What needs to be done:
From the entries that follow, extract each line holding the string "this".
-------
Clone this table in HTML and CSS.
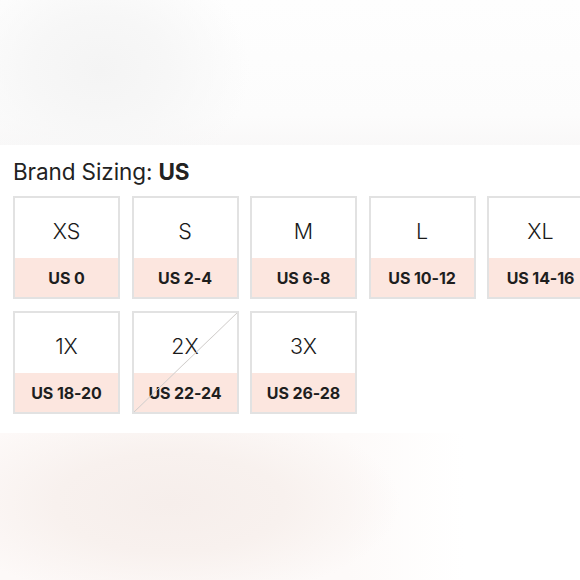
FILE: index.html
```html
<!DOCTYPE html>
<html>
<head>
<meta charset="utf-8">
<link rel="stylesheet" href="styles.css">
</head>
<body>
<div class="page">
  <div class="blur-top"></div>
  <section class="sizing">
    <h2 class="title">Brand Sizing: <b>US</b></h2>
    <div class="grid">
      <div class="card"><div class="size">XS</div><div class="us">US 0</div></div>
      <div class="card"><div class="size">S</div><div class="us">US 2-4</div></div>
      <div class="card"><div class="size">M</div><div class="us">US 6-8</div></div>
      <div class="card"><div class="size">L</div><div class="us">US 10-12</div></div>
      <div class="card"><div class="size">XL</div><div class="us">US 14-16</div></div>
      <div class="card"><div class="size">1X</div><div class="us">US 18-20</div></div>
      <div class="card crossed"><div class="size">2X</div><div class="us">US 22-24</div></div>
      <div class="card"><div class="size">3X</div><div class="us">US 26-28</div></div>
    </div>
  </section>
  <div class="blur-bottom"></div>
</div>
</body>
</html>
```
FILE: styles.css
```css
html, body {
  margin: 0;
  padding: 0;
  background: #fff;
}
.page {
  width: 580px;
  height: 580px;
  overflow: hidden;
  display: flex;
  flex-direction: column;
  font-family: "Inter", "Liberation Sans", sans-serif;
  color: #1f1f1f;
}
.blur-top {
  height: 145px;
  flex: none;
  background:
    radial-gradient(ellipse 150px 120px at 100px 70px, #f4f4f4 0%, #f7f7f7 45%, rgba(250,250,250,0) 100%),
    linear-gradient(to bottom, #fefefe 0%, #fcfcfc 80%, #f9f8f8 100%);
}
.sizing {
  flex: none;
  height: 288px;
  background: #fff;
  padding: 14px 0 0 13px;
  box-sizing: border-box;
  overflow: hidden;
}
.title {
  margin: 0 0 11px 0;
  font-size: 22.5px;
  font-weight: 400;
  line-height: 26px;
  letter-spacing: -0.1px;
  color: #222;
}
.title b {
  font-weight: 700;
}
.grid {
  display: grid;
  grid-template-columns: repeat(5, 107px);
  column-gap: 11.5px;
  row-gap: 12px;
  width: 700px;
}
.card {
  position: relative;
  height: 103px;
  border: 2px solid #e2e2e2;
  box-sizing: border-box;
  display: flex;
  flex-direction: column;
}
.size {
  height: 60px;
  display: flex;
  align-items: center;
  justify-content: center;
  font-size: 21.5px;
  font-weight: 300;
  color: #1a1a1a;
  padding-top: 5px;
  box-sizing: border-box;
}
.us {
  flex: 1;
  background: #fce6df;
  display: flex;
  align-items: center;
  justify-content: center;
  font-size: 16px;
  font-weight: 700;
  color: #1e1e1e;
  letter-spacing: -0.1px;
}
.crossed::after {
  content: "";
  position: absolute;
  inset: 0;
  background: linear-gradient(to bottom right, transparent calc(50% - 0.8px), #d2cfcd 50%, transparent calc(50% + 0.8px));
}
.blur-bottom {
  flex: 1;
  background:
    radial-gradient(ellipse 230px 100px at 170px 70px, #f6eeeb 0%, #f8f1ee 50%, rgba(253,249,248,0) 100%),
    linear-gradient(to right, #fdf9f8 0%, #fdfaf9 60%, #fff 80%);
}
```
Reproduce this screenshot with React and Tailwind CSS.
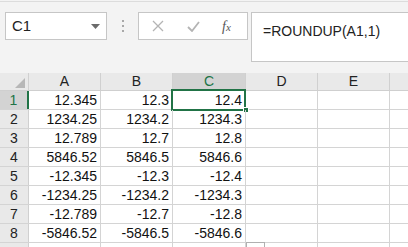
const cols = ["A", "B", "C", "D", "E"];

const rows = [
  ["12.345", "12.3", "12.4"],
  ["1234.25", "1234.2", "1234.3"],
  ["12.789", "12.7", "12.8"],
  ["5846.52", "5846.5", "5846.6"],
  ["-12.345", "-12.3", "-12.4"],
  ["-1234.25", "-1234.2", "-1234.3"],
  ["-12.789", "-12.7", "-12.8"],
  ["-5846.52", "-5846.5", "-5846.6"],
];

const widths = ["w-[72px]", "w-[72px]", "w-[73px]", "w-[72px]", "w-[72px]"];

const App = () => {
  return (
    <div
      className="w-[408px] h-[247px] overflow-hidden bg-[#f3f3f3] relative"
      style={{ fontFamily: '"Liberation Sans", Arial, sans-serif' }}
    >
      {/* Formula bar */}
      <div className="h-[72px] border-t border-[#dcdcdc] mt-[1px] flex items-start pt-[10px] pl-[5px]">
        <div className="w-[102px] h-[28px] bg-white border border-[#c6c6c6] flex items-center justify-between pl-[6px] pr-[6px]">
          <span className="text-[15px] text-[#222]">C1</span>
          <svg width="9" height="5" viewBox="0 0 9 5">
            <polygon points="0,0 9,0 4.5,5" fill="#6b6b6b" />
          </svg>
        </div>
        <div className="w-[31px] h-[28px] flex flex-col items-center justify-center gap-[3px]">
          <span className="w-[2px] h-[2px] bg-[#a8a8a8]" />
          <span className="w-[2px] h-[2px] bg-[#a8a8a8]" />
          <span className="w-[2px] h-[2px] bg-[#a8a8a8]" />
        </div>
        <div className="w-[110px] h-[28px] bg-white border border-[#c6c6c6] flex items-center">
          <svg width="12" height="12" viewBox="0 0 12 12" className="ml-[13px]">
            <path d="M1 1 L11 11 M11 1 L1 11" stroke="#b4b4b4" strokeWidth="1.3" />
          </svg>
          <svg width="13" height="11" viewBox="0 0 13 11" className="ml-[23px]">
            <path d="M1 6 L5 10 L12 1" stroke="#b4b4b4" strokeWidth="1.8" fill="none" />
          </svg>
          <span
            className="ml-[22px] text-[14px] italic text-[#555]"
            style={{ fontFamily: '"Liberation Serif", "Times New Roman", serif' }}
          >
            f<span className="text-[11px]">x</span>
          </span>
        </div>
        <div className="ml-[3px] flex-1 h-[50px] bg-white border border-[#c6c6c6] border-r-0 pl-[11px] pt-[6px]">
          <span className="text-[14px] text-[#222]">=ROUNDUP(A1,1)</span>
        </div>
      </div>

      {/* Column headers */}
      <div className="flex h-[18px] bg-[#e9e9e9] border-b border-[#cfcfcf]">
        <div className="w-[29px] border-r border-[#d0d0d0] flex items-end justify-end pr-[3px] pb-[2px]">
          <svg width="10" height="10" viewBox="0 0 10 10">
            <polygon points="10,0 10,10 0,10" fill="#b7b7b7" />
          </svg>
        </div>
        {cols.map((c) => (
          <div
            key={c}
            className={`${c === "C" ? "w-[73px] bg-[#d3d3d3] text-[#217346]" : "w-[72px] text-[#222]"} border-r border-[#d0d0d0] flex items-center justify-center text-[14px]`}
          >
            {c}
          </div>
        ))}
        <div className="flex-1" />
      </div>

      {/* Rows */}
      {rows.map((r, i) => (
        <div key={i} className="flex h-[19px] bg-white border-b border-[#d4d4d4]">
          <div
            className={`w-[29px] flex items-center justify-center text-[14px] ${
              i === 0
                ? "bg-[#d3d3d3] text-[#217346] border-r-2 border-[#217346]"
                : "bg-[#e9e9e9] text-[#222] border-r border-[#d0d0d0]"
            }`}
          >
            {i + 1}
          </div>
          {widths.map((w, j) => (
            <div
              key={j}
              className={`${w} relative border-r border-[#d4d4d4] flex items-center justify-end pr-[3px] text-[14px] text-[#111]`}
            >
              {r[j] ?? ""}
              {i === 0 && j === 2 && (
                <>
                  <div className="absolute left-[-2px] top-[-2px] right-[-1px] bottom-[-2px] border-2 border-[#217346]" />
                  <div className="absolute right-[-4px] bottom-[-4px] w-[6px] h-[6px] bg-[#217346] border border-white" />
                </>
              )}
            </div>
          ))}
          <div className="flex-1" />
        </div>
      ))}
      <div className="flex h-[19px] bg-white">
        <div className="w-[29px] bg-[#e9e9e9] border-r border-[#d0d0d0]" />
        {widths.map((w, j) => (
          <div key={j} className={`${w} border-r border-[#d4d4d4]`} />
        ))}
      </div>
      <div className="absolute left-[246px] top-[242px] w-[19px] h-[10px] border border-[#b0b0b0] bg-white" />
    </div>
  );
};

export default App;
-------
Written answer:
Clone this table in HTML and CSS.
Reproduce this screenshot with React and Tailwind CSS.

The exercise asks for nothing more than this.